Issue 18, May 04, 2008


By KTM Metro Reporter in Kathmandu

April 27: The Indian press widely covered the two-day seminar titled “Emerging Trends in India-Nepal Relations” held in Patna the capital of Bihar the Northern Indian State. Nepalese Minister for Physical Planning and Works Hisila Yami jointly with Union Minister of State for Commerce Jairam Ramesh and Chief Minister of Bihar Nitish Kumar opened the seminar lighting an auspicious oil lamp on April 26, 2008.

Nepalese Minister for Physical Planning and Works Hisila Yami said that the previous rulers had played off China against India during the cold war period, and made Nepal a buffer State. She said that from now on Nepal would act as a bridge between the two countries to benefit from the economic development of both the countries. There would be no more China card or India card to play against or for anyone.

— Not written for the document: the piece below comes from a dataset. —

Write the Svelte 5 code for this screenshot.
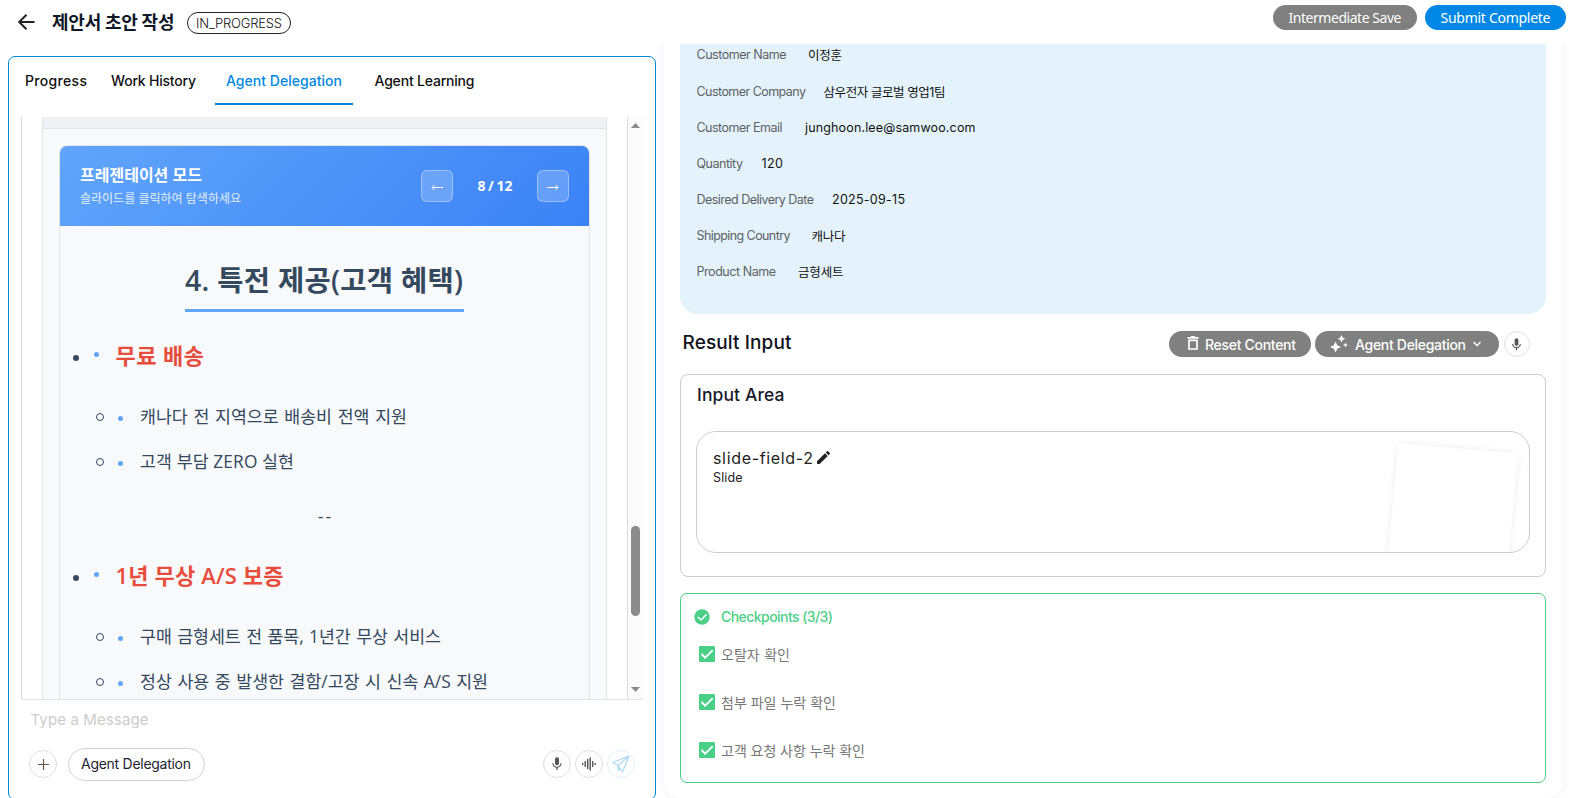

Minister Hisila Yami was the head of the 45-member Nepalese delegation team she led to participate in the two-day seminar on "Emerging Trends in India-Nepal Relations" held in Patna, capital of North Indian State Bihar.

At a session on political dimensions, former Indian ambassador to Nepal and the current special envoy of the Prime Minister of India Shyam Saran said that no matter which political party would come to power, India was for assisting Nepal in its political and economic transformation process, as India had not favored one party or another throughout the peace process in Nepal.

Mr. Shyam Saran also has said that India has no problem of renegotiating the “Indo-Nepal Peace and Friendship Treaty of 1950” according to the Indian newspaper ‘Times of India’. He also said that one round of talks between foreign secretaries of the two countries on this subject matter was held in 2001.

Nepalese Maoists’ Chairman Prachanda has been advocating for rewriting the Indo-Nepal treaty terming it as an unequal treaty.